What can’t be denied, however, is that for individual members of the London classical music establishment, by which we mean the artists, executives, journalists, and various support professions that have entrenched themselves over the past fifty years or so, the crisis is both very real and very personal. Many of these people will lose their jobs. That is sad, but hardly proof that the future of classical music recording itself is in any way under threat. Interestingly, the real instigators and proponents of the “crisis theory” might well be journalists. Finding themselves short of news, facing an ever dwindling circle of media outlets for their work, no longer enjoying insider access, losing “consultant” and freelance pay on various recording projects, and cut off from new business activity taking place on foreign shores, they might well decide to “globalize” their own purely local predicament, making it the recurring subject of their features and editorials. Certain English writers of the inflammatory, ambulance chasing variety are already having a field day chronicling the supposed “death” of classical music.

Yes, we are entering a great period of change, not just in classical music, but also throughout the entertainment industry. In the very near future, new recording technologies, the Internet, and the global economy will reshape how we select and purchase music, video, and many other leisure-time indulgences.
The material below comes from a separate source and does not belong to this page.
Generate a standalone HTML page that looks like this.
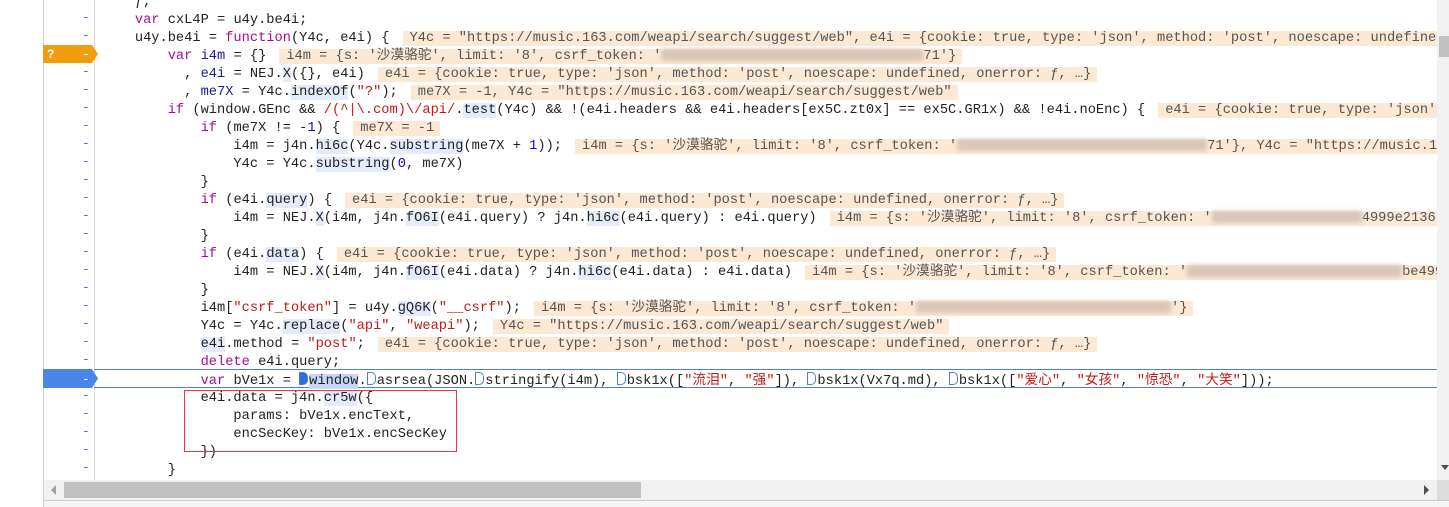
<!DOCTYPE html>
<html><head><meta charset="utf-8"><style>
html,body{margin:0;padding:0;background:#fff;width:1449px;height:507px;overflow:hidden;position:relative}
.gut{position:absolute;left:43px;top:0;width:50px;height:480px;border-left:1px solid #cfcfcf;border-right:1px solid #dadada;background:#fff}
.code{position:absolute;left:94px;top:0;width:1343px;height:480px;overflow:hidden}
.lines{position:absolute;left:8px;top:-6px}
.l{height:18px;line-height:18px;white-space:pre;font-family:"Liberation Mono","Noto Sans CJK SC",monospace;font-size:13.7px;color:#222}
.k{color:#aa0d91}.d{color:#1a1aa6}.n{color:#1c00cf}.s{color:#c41a16}
.p{background:#e4ebfb}
.a{background:#fde8d4;color:#555;margin-left:13px;padding:0 6px 0 7px}
.b{display:inline-block;height:12px;vertical-align:middle;background:#d8c6b8;filter:blur(2.5px)}
.dash{position:absolute;left:82px;font:13px "Liberation Mono",monospace;color:#4a78c8;line-height:18px;width:12px}
.mk{display:inline-block;width:7px;height:11px;border:1px solid #4a7fe0;border-right:none;border-radius:0 5px 5px 0;border-right:1px solid #4a7fe0;vertical-align:-1px;margin-right:1px}
.mk.f{background:#2f6ee0}
</style></head><body>
<div class="gut"></div>
<div id="dashes"></div>
<svg style="position:absolute;left:43px;top:45px" width="56" height="18"><path d="M0 0H49L55 9L49 18H0Z" fill="#f29c10"/><text x="4" y="13" font-family="Liberation Sans" font-size="12" font-weight="bold" fill="#fff">?</text><text x="39" y="13" font-family="Liberation Mono" font-size="13" fill="#fff">-</text></svg>
<div style="position:absolute;left:94px;top:369px;width:1343px;height:17px;border-top:1px solid #4a7fe0;border-bottom:1px solid #4a7fe0"></div>
<svg style="position:absolute;left:43px;top:369px" width="56" height="19"><path d="M0 0H49L55 9.5L49 19H0Z" fill="#4a86ea"/><text x="39" y="14" font-family="Liberation Mono" font-size="13" fill="#fff">-</text></svg>
<div class="code"><div class="lines">
<div class="l">    ƒ,</div>
<div class="l">    <span class="k">var</span> cxL4P = u4y.be4i;</div>
<div class="l">    u4y.be4i = <span class="k">function</span>(Y4c, e4i) {<span class="a">Y4c = "https://music.163.com/weapi/search/suggest/web", e4i = {cookie: true, type: 'json', method: 'post', noescape: undefined, onerror: ƒ, …}</span></div>
<div class="l">        <span class="k">var</span> <span class="d">i4m</span> = {}<span class="a">i4m = {s: '沙漠骆驼', limit: '8', csrf_token: '<span class="b" style="width:262px"></span>71'}</span></div>
<div class="l">          , <span class="d">e4i</span> = NEJ.<span class="p">X</span>({}, e4i)<span class="a">e4i = {cookie: true, type: 'json', method: 'post', noescape: undefined, onerror: ƒ, …}</span></div>
<div class="l">          , <span class="d">me7X</span> = Y4c.<span class="p">indexOf</span>(<span class="s">"?"</span>);<span class="a">me7X = -1, Y4c = "https://music.163.com/weapi/search/suggest/web"</span></div>
<div class="l">        <span class="k">if</span> (window.GEnc &amp;&amp; <span class="s">/(^|\.com)\/api/</span>.<span class="p">test</span>(Y4c) &amp;&amp; !(e4i.headers &amp;&amp; e4i.headers[ex5C.zt0x] == ex5C.GR1x) &amp;&amp; !e4i.noEnc) {<span class="a">e4i = {cookie: true, type: 'json', method: 'post'</span></div>
<div class="l">            <span class="k">if</span> (me7X != -<span class="n">1</span>) {<span class="a">me7X = -1</span></div>
<div class="l">                i4m = j4n.<span class="p">hi6c</span>(Y4c.<span class="p">substring</span>(me7X + <span class="n">1</span>));<span class="a">i4m = {s: '沙漠骆驼', limit: '8', csrf_token: '<span class="b" style="width:250px"></span>71'}, Y4c = "https://music.163.com/weapi/search/suggest/web"</span></div>
<div class="l">                Y4c = Y4c.<span class="p">substring</span>(<span class="n">0</span>, me7X)</div>
<div class="l">            }</div>
<div class="l">            <span class="k">if</span> (e4i.<span class="p">query</span>) {<span class="a">e4i = {cookie: true, type: 'json', method: 'post', noescape: undefined, onerror: ƒ, …}</span></div>
<div class="l">                i4m = NEJ.<span class="p">X</span>(i4m, j4n.<span class="p">fO6I</span>(e4i.query) ? j4n.<span class="p">hi6c</span>(e4i.query) : e4i.query)<span class="a">i4m = {s: '沙漠骆驼', limit: '8', csrf_token: '<span class="b" style="width:150px"></span>4999e2136'}</span></div>
<div class="l">            }</div>
<div class="l">            <span class="k">if</span> (e4i.<span class="p">data</span>) {<span class="a">e4i = {cookie: true, type: 'json', method: 'post', noescape: undefined, onerror: ƒ, …}</span></div>
<div class="l">                i4m = NEJ.<span class="p">X</span>(i4m, j4n.<span class="p">fO6I</span>(e4i.data) ? j4n.<span class="p">hi6c</span>(e4i.data) : e4i.data)<span class="a">i4m = {s: '沙漠骆驼', limit: '8', csrf_token: '<span class="b" style="width:215px"></span>be4999e2136'}</span></div>
<div class="l">            }</div>
<div class="l">            i4m[<span class="s">"csrf_token"</span>] = u4y.<span class="p">gQ6K</span>(<span class="s">"__csrf"</span>);<span class="a">i4m = {s: '沙漠骆驼', limit: '8', csrf_token: '<span class="b" style="width:255px"></span>'}</span></div>
<div class="l">            Y4c = Y4c.<span class="p">replace</span>(<span class="s">"api"</span>, <span class="s">"weapi"</span>);<span class="a">Y4c = "https://music.163.com/weapi/search/suggest/web"</span></div>
<div class="l">            <span class="p">e4i</span>.method = <span class="s">"post"</span>;<span class="a">e4i = {cookie: true, type: 'json', method: 'post', noescape: undefined, onerror: ƒ, …}</span></div>
<div class="l">            <span class="k">delete</span> e4i.query;</div>
<div class="l">            <span class="k">var</span> bVe1x = <span class="mk f"></span><span style="background:#c6d6f6">window</span>.<span class="mk"></span>asrsea(JSON.<span class="mk"></span>stringify(i4m), <span class="mk"></span>bsk1x([<span class="s">"流泪"</span>, <span class="s">"强"</span>]), <span class="mk"></span>bsk1x(Vx7q.md), <span class="mk"></span>bsk1x([<span class="s">"爱心"</span>, <span class="s">"女孩"</span>, <span class="s">"惊恐"</span>, <span class="s">"大笑"</span>]));</div>
<div class="l">            e4i.data = j4n.<span class="p">cr5w</span>({</div>
<div class="l">                params: bVe1x.encText,</div>
<div class="l">                encSecKey: bVe1x.encSecKey</div>
<div class="l">            })</div>
<div class="l">        }</div>
</div></div>
<div style="position:absolute;left:184px;top:390px;width:271px;height:60px;border:1px solid #e53935"></div>
<div style="position:absolute;left:1437px;top:0;width:12px;height:480px;background:#f1f1f1"></div>
<div style="position:absolute;left:1439px;top:36px;width:10px;height:21px;background:#c1c1c1"></div>
<svg style="position:absolute;left:1441px;top:465px" width="8" height="6"><path d="M0 0H8L4 5Z" fill="#505050"/></svg>
<div style="position:absolute;left:43px;top:480px;width:1394px;height:20px;background:#f1f1f1;border-left:1px solid #cfcfcf"></div>
<div style="position:absolute;left:64px;top:482px;width:577px;height:16px;background:#c1c1c1"></div>
<svg style="position:absolute;left:50px;top:484px" width="8" height="12"><path d="M6 1V11L1 6Z" fill="#a0a0a0"/></svg>
<svg style="position:absolute;left:1423px;top:484px" width="8" height="12"><path d="M1 1V11L6 6Z" fill="#505050"/></svg>
<div style="position:absolute;left:1437px;top:480px;width:12px;height:20px;background:#dcdcdc"></div>
<div style="position:absolute;left:43px;top:500px;width:1406px;height:7px;background:#f5f5f5;border-top:1px solid #cfcfcf;border-left:1px solid #cfcfcf"></div>
<script>
var h='';for(var i=0;i<27;i++){var t=-9+18*i;if(i==3||i==21)continue;h+='<div class="dash" style="top:'+t+'px">-</div>';}
document.getElementById('dashes').innerHTML=h;
</script>
</body></html>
Such transitions always produce “winners” and “losers,” and those on the short end of the process frequently spout doomsday prophecies, decry their maltreatment at the hands of evil capitalist corporate “bean counters,” and generally bemoan their lot. It would do the rest of the world good to keep in mind, as the journalistic gnashing of teeth and rending of garments from the U.K and other affected areas becomes a veritable Handel Festival chorus of lamentation, that a crisis for some represents an opportunity for others. From today’s vantage point, we probably know who the (comparative) losers will be. Far more interesting, to my mind, is the challenge of finding and acclaiming the new winners. They’re out there. You can count on it.